George Lucas and Francis Ford Coppola, locked together in life by an accident of propinquity and forever coupled in the constellation of celebrity like Gemini the twins, hold an endless fascination for our culture. In addition to being at the same place at the same time (they met on the Warner Brothers lot in 1967 when Coppola was directing "Finian's Rainbow" and Lucas, freshly graduated from USC, was marking time), each instantly recognized the other as a co-conspirator in the youth counterculture who shared a hatred for the Hollywood establishment and yearned to break free of it. The two were wonderfully complementary--Coppola flamboyant and reckless, Lucas reserved and cautious--and in the years to come, the ups and down of their relationship adumbrated the successes and failures of the so-called New Hollywood, the cinema of auteurs that dominated the '70s. The movies they left behind are landmarks of world cinema, and their aspirations and failures have forever influenced Hollywood filmmaking.

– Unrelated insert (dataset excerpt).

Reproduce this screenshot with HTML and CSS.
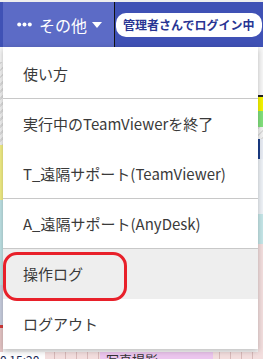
FILE: index.html
```html
<!DOCTYPE html>
<html lang="ja">

<head>
    <meta charset="utf-8">
    <title>その他メニュー</title>
    <link rel="stylesheet" href="styles.css">
</head>

<body>
    <div class="topline"></div>
    <header class="topbar">
        <button type="button" class="more">
            <svg class="dots" width="15" height="5" viewBox="0 0 15 5">
                <circle cx="2.2" cy="2.5" r="2" fill="#fff"/>
                <circle cx="7.5" cy="2.5" r="2" fill="#fff"/>
                <circle cx="12.8" cy="2.5" r="2" fill="#fff"/>
            </svg>
            <span>その他</span>
            <svg class="caret" width="10" height="6" viewBox="0 0 10 6">
                <path d="M0 0 L10 0 L5 6 Z" fill="#fff"/>
            </svg>
        </button>
        <span class="badge">管理者さんでログイン中</span>
    </header>

    <div id="calendar">
        <div class="side-left">
            <div class="c-white"></div>
            <div class="c-gray"></div>
            <div class="c-yellow"></div>
            <div class="c-cyan"></div>
            <div class="c-mix"></div>
            <div class="c-red"></div>
        </div>
        <div class="grid"></div>
        <div class="side-right">
            <div class="c-white r1"></div>
            <div class="c-line"></div>
            <div class="c-yellow r2"></div>
            <div class="c-green"></div>
            <div class="c-gray r3"></div>
            <div class="c-num"></div>
            <div class="c-light"></div>
            <div class="c-cyan r4"></div>
            <div class="c-pink"></div>
        </div>
    </div>
    <div class="bottomrow">
        <span class="time">0 15:20</span>
        <span class="event">写真撮影</span>
    </div>

    <ul class="menu">
        <li class="item sep">使い方</li>
        <li class="item">実行中のTeamViewerを終了</li>
        <li class="item sep">T_遠隔サポート(TeamViewer)</li>
        <li class="item sep">A_遠隔サポート(AnyDesk)</li>
        <li class="item active">操作ログ</li>
        <li class="item">ログアウト</li>
    </ul>
    <div class="mark"></div>
</body>

</html>
```

FILE: styles.css
```css
* {
    box-sizing: border-box;
}

body {
    margin: 0;
    width: 263px;
    height: 359px;
    overflow: hidden;
    background-color: #f3dede;
    font-family: "Noto Sans CJK JP", "Noto Sans", sans-serif;
    position: relative;
}

.topline {
    height: 2px;
    background-color: #eeeeee;
}

.topbar {
    display: flex;
    align-items: center;
    height: 45px;
    background-color: #3f51b5;
    padding-left: 3px;
}

.more {
    display: flex;
    align-items: center;
    height: 45px;
    width: 112px;
    padding: 0 0 0 14px;
    border: none;
    border-right: 1px solid #111;
    background-color: #5c6bc6;
    color: #fff;
    font-family: inherit;
    font-size: 16px;
}

.more .dots {
    margin-right: 7px;
}

.more .caret {
    margin-left: 5px;
}

.badge {
    margin-left: 1px;
    height: 24px;
    line-height: 24px;
    padding: 0 8px 0 7px;
    border-radius: 10px;
    background-color: #fff;
    color: #283593;
    font-size: 12px;
    font-weight: bold;
    white-space: nowrap;
}

#calendar {
    display: flex;
    height: 305px;
}

.side-left {
    width: 3px;
    display: flex;
    flex-direction: column;
}

.side-left div,
.side-right div {
    flex: none;
}

.c-white {
    height: 15px;
    background-color: #f7f7f7;
}

.c-gray {
    height: 83px;
    background: repeating-linear-gradient(135deg, #ddd 0 2px, #f2f2f2 2px 5px);
}

.c-yellow {
    height: 55px;
    background-color: #f3ef86;
}

.c-cyan {
    height: 85px;
    background-color: #bfe3e6;
}

.c-mix {
    height: 40px;
    background-color: #c9cfe0;
}

.c-red {
    height: 27px;
    background-color: #e7c7c7;
    border-top: 3px solid #d53a3a;
}

.grid {
    flex: 1;
    background-color: #f8f8f8;
}

.side-right {
    width: 5px;
    display: flex;
    flex-direction: column;
}

.r1 {
    height: 48px;
    background-color: #f7f7f7;
}

.c-line {
    height: 2px;
    background-color: #222;
}

.r2 {
    height: 14px;
    background-color: #f5f500;
}

.c-green {
    height: 16px;
    background-color: #82e07c;
}

.r3 {
    height: 12px;
    background-color: #d9d9d9;
}

.c-num {
    height: 20px;
    background-color: #e8ecf4;
    border-left: 2px solid #1b3d8a;
}

.c-light {
    height: 55px;
    background-color: #eef2f7;
}

.r4 {
    height: 30px;
    background-color: #c5e6e8;
}

.c-pink {
    height: 108px;
    background: repeating-linear-gradient(90deg, #f3dede 0 12px, #caa 12px 13px);
}

.bottomrow {
    display: flex;
    align-items: flex-start;
    height: 7px;
    background: repeating-linear-gradient(90deg, #f3dede 0 10px, #d8b9b9 10px 11px);
}

.time {
    width: 45px;
    height: 7px;
    padding-top: 1px;
    font-size: 12px;
    line-height: 14px;
    color: #1b2a57;
    background-color: #fff;
}

.event {
    margin-left: 55px;
    width: 113px;
    height: 7px;
    padding-left: 6px;
    background-color: #ecc6ee;
    color: #333;
    font-size: 13px;
    line-height: 16px;
}

.menu {
    position: absolute;
    top: 47px;
    left: 3px;
    width: 255px;
    margin: 0;
    padding: 2px 0 0;
    list-style: none;
    background-color: #fff;
    box-shadow: 0 2px 6px rgb(0 0 0 / 25%);
}

.item {
    height: 50px;
    line-height: 50px;
    padding-left: 20px;
    font-size: 15px;
    color: #3a3a3a;
    white-space: nowrap;
}

.item.sep {
    border-bottom: 1px solid #c8c8c8;
}

.item.active {
    background-color: #eeeeee;
}

.mark {
    position: absolute;
    top: 252px;
    left: 3px;
    width: 124px;
    height: 49px;
    border: 3px solid #e8202a;
    border-radius: 14px;
}
```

New biographies suggest that publishers too cannot get enough of the '70s auteurs, even as they plummet to the bottom, first Coppola with a string of mediocre movies, then Lucas with the fatuous "Phantom Menace," and most recently Martin Scorsese and Paul Schrader.
Still, Lucas and Coppola occupy a secure place in cinema's firmament, and despite the cascade of books about each, there's still a lot new to be said. Aided by the see-no-evil, speak-no-evil culture of Hollywood, they have successfully controlled their press, Lucas by remaining aloof and inaccessible and Coppola by overwhelming writers with his charm and volubility. No one has yet penetrated the rich archives of either director, nor have many of the dozens upon dozens of people who worked on their films, TV productions, radio stations, operas, magazines, mini-studios, special effects companies, not to mention family members, friends and hangers-on, been interviewed.
Still, veteran movie biographer John Baxter (who memorialized Stanley Kubrick and Steven Spielberg, among others) has found several deprogrammed ex-Lucas film droids whom he exploits to the hilt in "Mythmaker." First among them is the rarely interviewed Gary Kurtz, who, until they had a falling out during the production of "The Empire Strikes Back," was Lucas' producer and chief factotum. Kurtz is Baxter's best source and dominates the book. (One might suspect that he had an agenda, but it is never acknowledged.) Another source is Charles Lippincott, who was in charge of marketing and merchandising for "Star Wars" and is generally level-headed and on target. And then there is director John Milius, always ready with sword and stone.
Baxter digs up several childhood acquaintances of the director (one hesitates to call them friends) who fill in the gaps in what we know about Lucas' youth in Modesto and gets a lot of mileage out of some of Lucas' less successful USC buddies, although they tell us more than we want to know about his years there. The "Star Wars" chapters, those that deal with Lucas' struggles to conceptualize the film, his relationship with Twentieth Century Fox and the bloody battle to get it in the can, are detailed and vivid. Baxter furnishes a clear account of the breakthroughs engineered by Lucas' special effects shop, Industrial Light and Magic, and sheds some light on the director's feud with effects wizard John Dykstra. If Lucas was flummoxed by Dykstra, the suits at Twentieth Century Fox were out of their depth, and Baxter dramatizes the collision of cultures with many an amusing anecdote. One day when the suits ventured into the Industrial Light and Magic building--to them equivalent to the Death Star--they were appalled to see Dykstra dropping a refrigerator to the floor from a forklift because "everyone kinda wondered how it would sound dropped onto concrete."